When I had my first child I became mortal. It actually began somewhere around my sixth or seventh month of pregnancy when I got too big to move fast enough to outrun a would-be predator. Once the kids were born I was keenly aware of my need to stay alive so they wouldn't lose their mother. I'm thankful that I didn't become someone's mother in my twenties or early thirties. How could I have gone rapelling or done any number of other things that might have seemed overtly or even nominally liable to put my life at risk?
We all have our mother stories -- good, bad, funny, poignant, mundane. There's no way around it. Yesterday in Salon was an article, "Little girl lost, little girl found", an excerpt from "Comfort: A Journey Through Grief" by Ann Hood about the death of her daughter and subsequent adoption of a baby from China. "I never thought I'd be able to enjoy Mother's Day again. Then, life brought me Annabelle."
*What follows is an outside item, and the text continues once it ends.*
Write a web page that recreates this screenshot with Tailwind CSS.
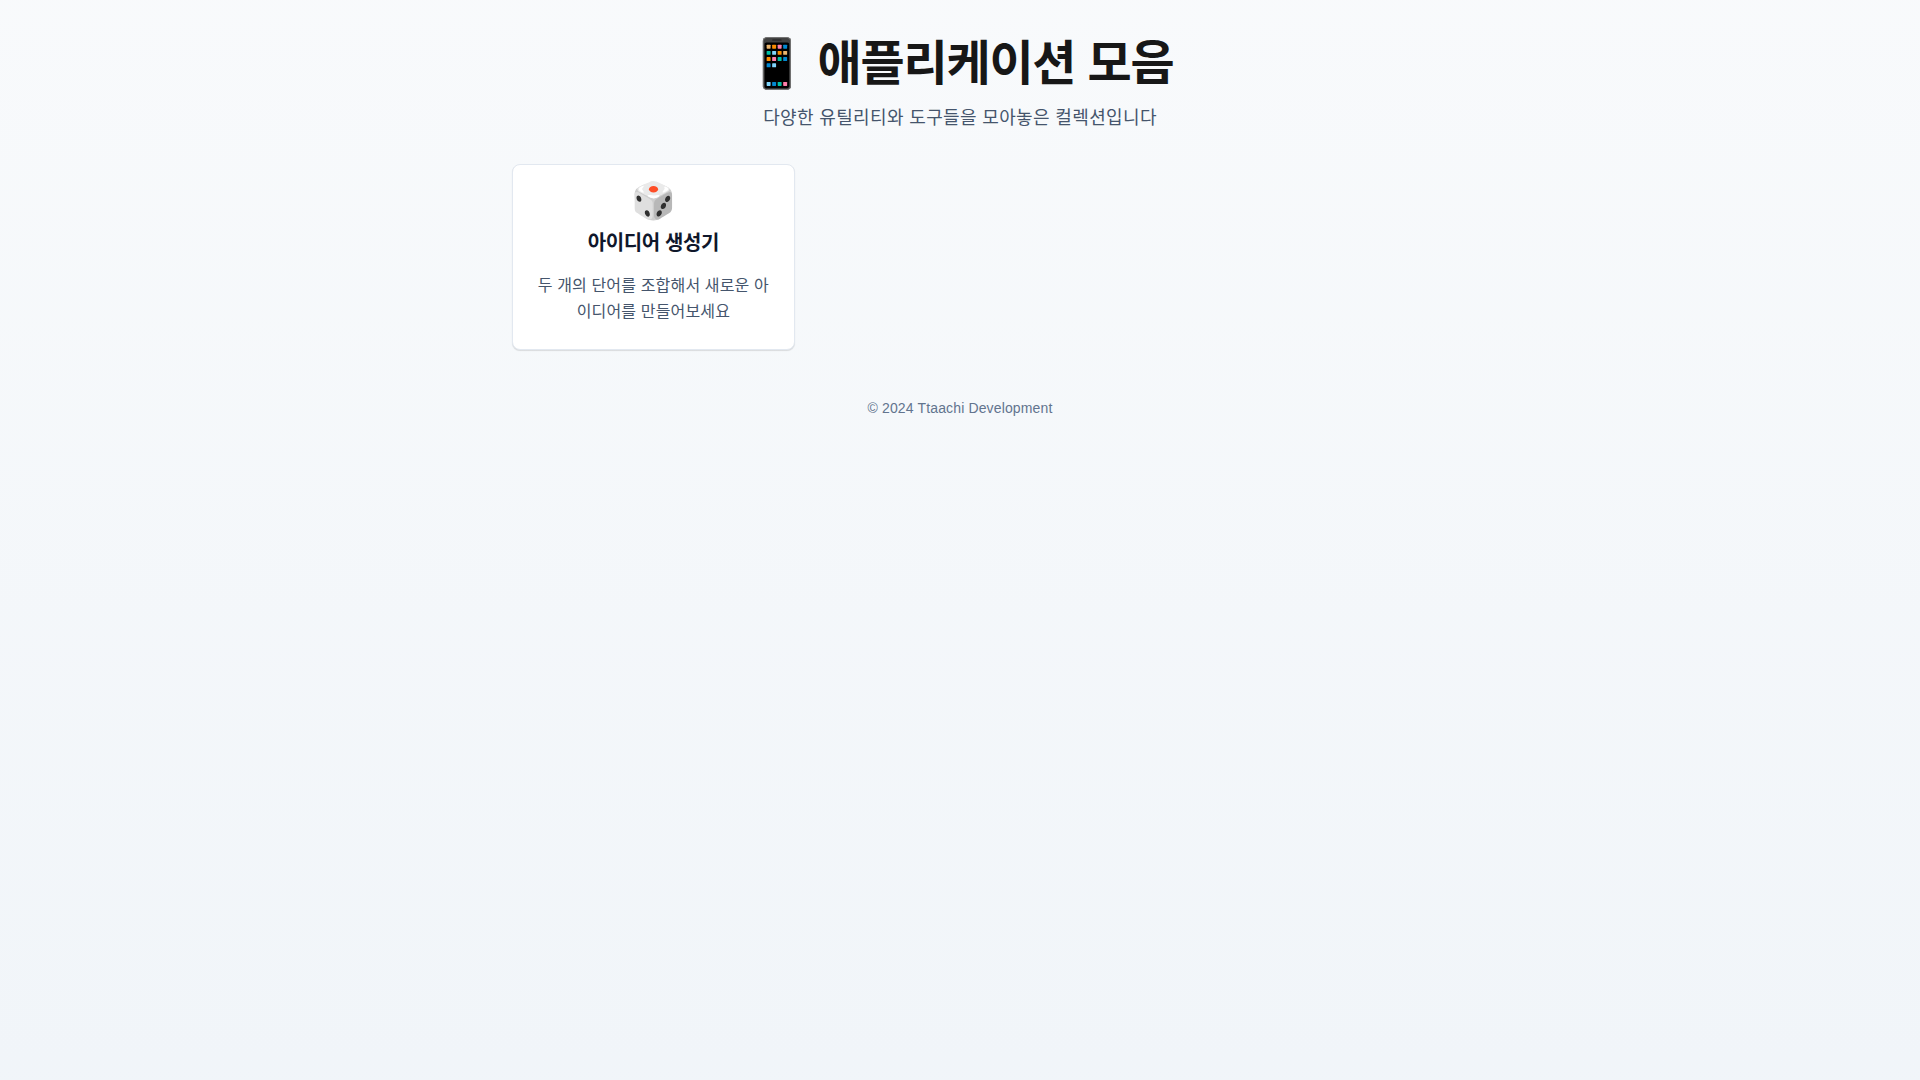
<!DOCTYPE html>
<html lang="ko">
<head>
<meta charset="utf-8">
<meta name="viewport" content="width=device-width, initial-scale=1">
<title>애플리케이션 모음</title>
<script src="https://cdn.jsdelivr.net/npm/@tailwindcss/browser@4"></script>
</head>
<body class="min-h-screen bg-linear-to-b from-slate-50 to-slate-100 tracking-[0.01em] font-['Liberation_Sans','Noto_Sans_CJK_KR',sans-serif]">
<div class="mx-auto max-w-4xl py-8">
  <header class="mb-8 text-center">
    <h1 class="mb-2 text-5xl/16 font-bold tracking-tight text-neutral-900">📱 애플리케이션 모음</h1>
    <p class="text-lg/7 tracking-[0.02em] text-slate-600">다양한 유틸리티와 도구들을 모아놓은 컬렉션입니다</p>
  </header>
  <main class="grid grid-cols-1 gap-6 sm:grid-cols-2 md:grid-cols-3">
    <a href="#" class="block rounded-lg border border-slate-200 bg-white px-6 pt-4 pb-6 text-center shadow-[0_1px_1px_0_rgb(0_0_0/0.12)]">
      <div class="mb-2 text-4xl">🎲</div>
      <h2 class="mb-4 text-xl font-bold tracking-[-0.02em] text-slate-900">아이디어 생성기</h2>
      <p class="text-base/[26px] break-all text-slate-600">두 개의 단어를 조합해서 새로운 아이디어를 만들어보세요</p>
    </a>
  </main>
  <footer class="mt-12 text-center text-sm tracking-[0.01em] text-slate-500">© 2024 Ttaachi Development</footer>
</div>
</body>
</html>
"They mark them, you know," someone told us before we left for China. "The mothers brand the babies they abandon. It's a sign of love."We are all branded, I thought. Some of us more than others. Some of us with unconditional love and security. Others with pain, abandonment, bruality. Some of us overtly. Others covertly. But we're branded just the same.
We had heard stories about babies being found with a yam, a sign of how valuable the baby was. We had heard of a note left that simply said: This is my baby. Take care of her. We had heard of one baby found with a bracelet around her wrist, and another with a river rock to indicate she was from a town near water. But this branding was something new.
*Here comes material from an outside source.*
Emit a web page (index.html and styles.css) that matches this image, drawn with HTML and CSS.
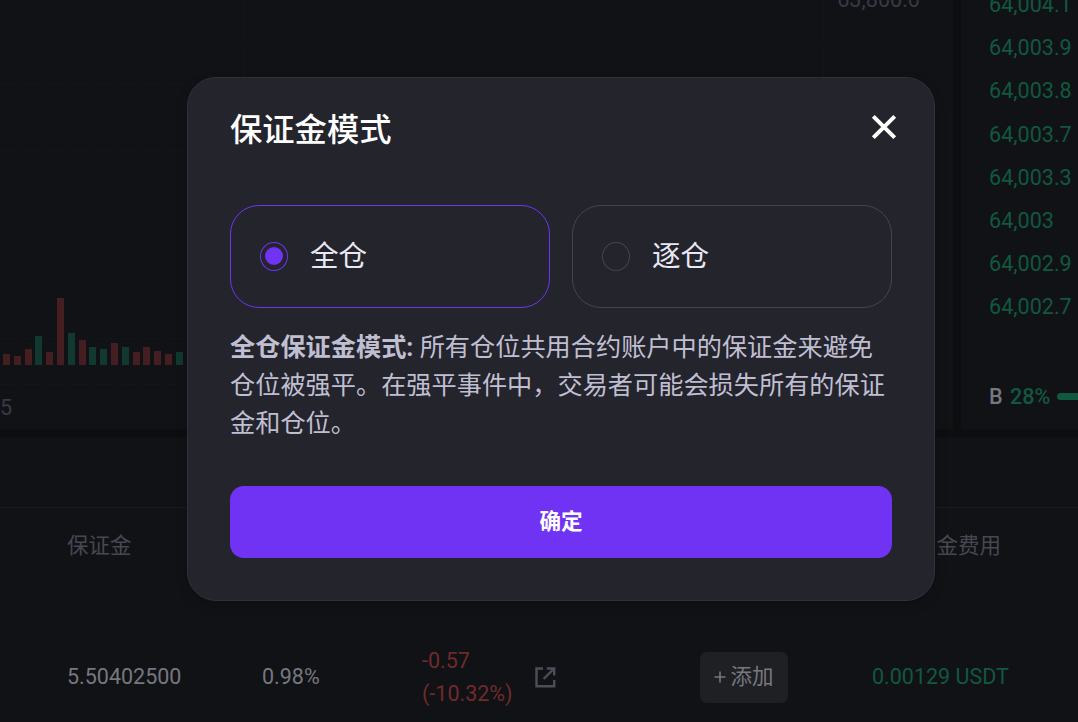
FILE: index.html
```html
<!DOCTYPE html>
<html lang="zh-CN">
<head>
<meta charset="utf-8">
<title>保证金模式</title>
<link rel="stylesheet" href="styles.css">
</head>
<body>
<main class="terminal">
  <div class="upper">
    <section class="chart">
      <div class="price-axis">63,800.0</div>
      <svg class="grid-lines" width="953" height="430" viewBox="0 0 953 430">
        <path d="M244.5 0V366M823.5 0V366M0 83.5H823M0 150.5H823M0 338.5H823M0 384.5H176" stroke="#181a1f" stroke-dasharray="1 2" fill="none"/>
      </svg>
      <div class="volume">
        <i class="bar sell" style="height:11px"></i>
        <i class="bar sell" style="height:9px"></i>
        <i class="bar sell" style="height:16px"></i>
        <i class="bar buy" style="height:29px"></i>
        <i class="bar sell" style="height:13px"></i>
        <i class="bar sell" style="height:67px"></i>
        <i class="bar buy" style="height:32px"></i>
        <i class="bar sell" style="height:25px"></i>
        <i class="bar buy" style="height:18px"></i>
        <i class="bar buy" style="height:16px"></i>
        <i class="bar sell" style="height:22px"></i>
        <i class="bar buy" style="height:18px"></i>
        <i class="bar sell" style="height:13px"></i>
        <i class="bar sell" style="height:18px"></i>
        <i class="bar sell" style="height:14px"></i>
        <i class="bar sell" style="height:11px"></i>
        <i class="bar buy" style="height:13px"></i>
      </div>
      <div class="time-axis">5</div>
    </section>
    <aside class="book">
      <ul class="prices">
        <li>64,004.1</li>
        <li>64,003.9</li>
        <li>64,003.8</li>
        <li>64,003.7</li>
        <li>64,003.3</li>
        <li>64,003</li>
        <li>64,002.9</li>
        <li>64,002.7</li>
      </ul>
      <div class="ratio"><span class="side">B</span><span class="pct">28%</span><span class="meter"></span></div>
    </aside>
  </div>
  <section class="positions">
    <div class="tabs"></div>
    <div class="row head">
      <span>保证金</span><span></span><span></span><span></span><span class="fee">资金费用</span>
    </div>
    <div class="row">
      <span>5.50402500</span>
      <span>0.98%</span>
      <span class="pnl">
        <span>-0.57<br>(-10.32%)</span>
        <svg width="21" height="21" viewBox="0 0 21 21" fill="none" stroke="#4d4d5a" stroke-width="2.4"><path d="M8 1.5H1.5V19.2H19.2V13M11.8 1.5H19.2V8.6M19 1.7L8.6 12"/></svg>
      </span>
      <span><button class="add"><svg width="12" height="12" viewBox="0 0 12 12" stroke="#77777f" stroke-width="1.6"><path d="M6 .5V11.5M.5 6H11.5"/></svg>添加</button></span>
      <span class="funding">0.00129 USDT</span>
    </div>
  </section>
</main>
<div class="overlay">
  <div class="modal" role="dialog">
    <header class="modal-head">
      <h1>保证金模式</h1>
      <svg class="close" width="26" height="26" viewBox="0 0 26 26" stroke="#fff" stroke-width="4"><path d="M2.3 2.3L23.7 23.7M23.7 2.3L2.3 23.7"/></svg>
    </header>
    <div class="options">
      <div class="option selected"><span class="radio"></span><span class="label">全仓</span></div>
      <div class="option"><span class="radio"></span><span class="label">逐仓</span></div>
    </div>
    <p class="note"><strong>全仓保证金模式:</strong> 所有仓位共用合约账户中的保证金来避免仓位被强平。在强平事件中，交易者可能会损失所有的保证金和仓位。</p>
    <button class="confirm">确定</button>
  </div>
</div>
</body>
</html>
```
FILE: styles.css
```css
* { box-sizing: border-box; }
body {
  margin: 0;
  width: 1078px;
  height: 722px;
  overflow: hidden;
  background: #0d0e10;
  color: #77777f;
  font: 21.6px/32px Roboto, "Noto Sans CJK SC", sans-serif;
}
button { border: 0; font: inherit; }
.terminal { display: flex; flex-direction: column; gap: 8px; height: 722px; }
.upper { display: grid; grid-template-columns: 953px 1fr; gap: 8px; height: 429px; }
.chart, .book, .positions { background: #111216; overflow: hidden; }
.chart { position: relative; display: flex; flex-direction: column; color: #393944; }
.grid-lines { position: absolute; left: 0; top: 0; }
.price-axis { width: 920px; height: 14px; line-height: 0; text-align: right; }
.volume {
  position: relative;
  display: flex;
  align-items: flex-end;
  gap: 3.8px;
  height: 351px;
  padding-left: 3px;
}
.bar { width: 7px; }
.sell { background: #451e21; }
.buy { background: #12392f; }
.time-axis { padding-top: 27px; }
.book { padding-left: 28px; }
.prices { margin: -17px 0 0; padding: 0; list-style: none; color: #10583f; }
.prices li { height: 43.2px; line-height: 43.2px; }
.ratio { display: flex; align-items: center; margin-top: 52px; font-weight: 500; white-space: nowrap; }
.side { width: 21px; }
.pct { width: 47px; color: #10583f; }
.meter { flex: 1; height: 7px; border-radius: 4px 0 0 4px; background: #10583f; }
.positions { flex: 1; font-size: 21.5px; }
.tabs { height: 71px; border-bottom: 1px solid #1a1b20; }
.row {
  display: grid;
  grid-template-columns: 195px 160px 278px 172px 1fr;
  align-items: center;
  height: 90px;
  margin-top: 48px;
  padding-left: 67px;
  white-space: nowrap;
}
.head { height: 76px; margin-top: 0; color: #474751; }
.fee { padding-left: 43px; }
.pnl { display: flex; align-items: center; gap: 22px; color: #702a2b; line-height: 33px; }
.add {
  display: flex;
  align-items: center;
  justify-content: center;
  gap: 4px;
  width: 88px;
  height: 51px;
  padding: 0;
  border-radius: 7px;
  background: #1f2024;
  color: #77777f;
}
.funding { color: #10583f; }
.overlay {
  position: absolute;
  inset: 0;
  padding: 77px 0 0 187px;
}
.modal {
  width: 748px;
  height: 524px;
  padding: 32px 42px 42px;
  border: 1px solid #303038;
  border-radius: 29px;
  background: #24242d;
  box-shadow: 0 4px 12px rgba(0, 0, 0, .2);
}
.modal-head { display: flex; justify-content: space-between; height: 95px; }
h1 { margin: 0; color: #fff; font-size: 32.3px; line-height: 40px; font-weight: 500; }
.close { margin: 4px -5px 0 0; }
.options { display: grid; grid-template-columns: 1fr 1fr; gap: 22px; }
.option {
  display: flex;
  align-items: center;
  gap: 22px;
  height: 103px;
  padding-left: 29px;
  border: 1px solid #44444f;
  border-radius: 29px;
  color: #e9e8f2;
  font-size: 28.6px;
}
.label { padding-bottom: 2px; }
.radio { width: 28px; height: 29px; padding: 4px; border: 1px solid #44444f; border-radius: 50%; }
.selected, .selected .radio { border-color: #7033f4; }
.selected .radio::before {
  content: "";
  display: block;
  width: 18px;
  height: 18px;
  border-radius: 50%;
  background: #7033f4;
}
.note { margin: 21px 0 43px; color: #c0bfd2; font-size: 25.2px; line-height: 38px; }
.note strong { font-weight: 700; }
.confirm {
  width: 100%;
  height: 72px;
  border-radius: 14px;
  background: #7033f4;
  color: #fff;
  font-weight: 700;
}
```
The group of ten families with which we traveled to China, all got our babies at the same time, in a nondescript city building in Changsha. Changsha is the capital of Hunan Province, and it is four hours from Loudi and the orphanage. Soon, people were lifting pant legs or the cuffs of sleeves to show the small scars on their babies. "They mark them," one mother said, spreading her new daughter's fingers to reveal a scar in between the index and pointer.
On Annabelle's neck I found a thick rope of scar tissue, round and small. The pediatrician examined it and frowned. "Don't get upset," he said, "but this almost looks like a burn that has healed."